The Confederate flag belongs to a sad chapter, but we can't rewrite our history

by Bernard McCormick Thursday, August 20, 2015 No Comment(s)

Round two of the Confederate flag war is underway. Now we see the pushback from those who like to flaunt the stars and bars. Unfortunately, they are the same motorcycle and pickup truck set that branded the flag as socially unacceptable in the first place.

What is disturbing is not so much the depiction of the Confederate flag as a symbol of slavery, which has evolved into racism, but the tendency of the flag-haters to distort the reality of the whole Civil War. We saw a black congressman on television attacking the flag and saying that if the South had won the Civil War, he would be a slave today.

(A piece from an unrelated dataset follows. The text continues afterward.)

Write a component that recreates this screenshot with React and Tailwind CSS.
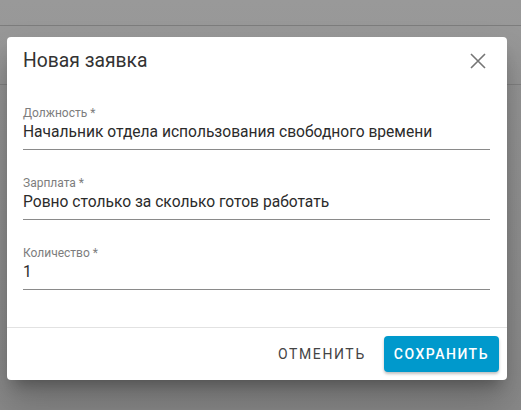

Such nonsense. Can anyone seriously believe that slavery would have continued for long in this country had there been no Civil War? Moral reasons aside, the industrial revolution alone was rapidly replacing human work with machines. But moral reasons alone had already turned much of the world against slavery. Even some prominent Confederate leaders, beginning with Robert E. Lee, gave service to their native states even as they were personally turning against slavery. It was doomed.

As we noted in round one, the flag debate has had the unfortunate side effect of hardening the belief that the Civil War was only about slavery. It is true that slavery was the economic cause of the war. Southern state legislatures were dominated, much as most states are today, by commercial interests, and they were the slave owners. As today, the middle class had little voice in the decision to secede. And yet the middle class (if we can use that term for 19th century life) did the fighting and dying.

The common soldier owned no slaves, but in that era his first loyalty was to his state. Overwhelmingly, one’s neighborhood roots trumped ideology. There are countless examples of this. Wesley Culp died at Gettysburg fighting on Culp’s Hill—land owned by his uncle, and where he played until his late teens when he moved with his employer to Virginia. Much to his family’s chagrin, he returned to die as a Confederate soldier.

John Pemberton, the Confederate commander in defense of Vicksburg, was from Philadelphia (where he died after the war), but had married a Southern girl. He fought for his new home. Confederate General Richard Ewell was pro-union at heart, but, as was the case with Lee, could not go against his native Virginia. Ewell, like Arkansas General Patrick Cleburne, favored freeing the slaves and making them Southern soldiers.

The exceptions to the neighborhood rule are so rare they are conspicuous in history. Union General George Thomas was a Virginian. His family considered him a traitor when he stayed with the North. Confederate General James Longstreet was a friend of Union General Ulysses Grant before the war and remained a friend after it—a different kind of loyalty that clouded his reputation in the South for generations.

This was the reality of the 18th century. It is our history. The Confederate flag was part of a sad chapter.  It need not be honored at state capitols. Nor should it be degraded by historical revisionists.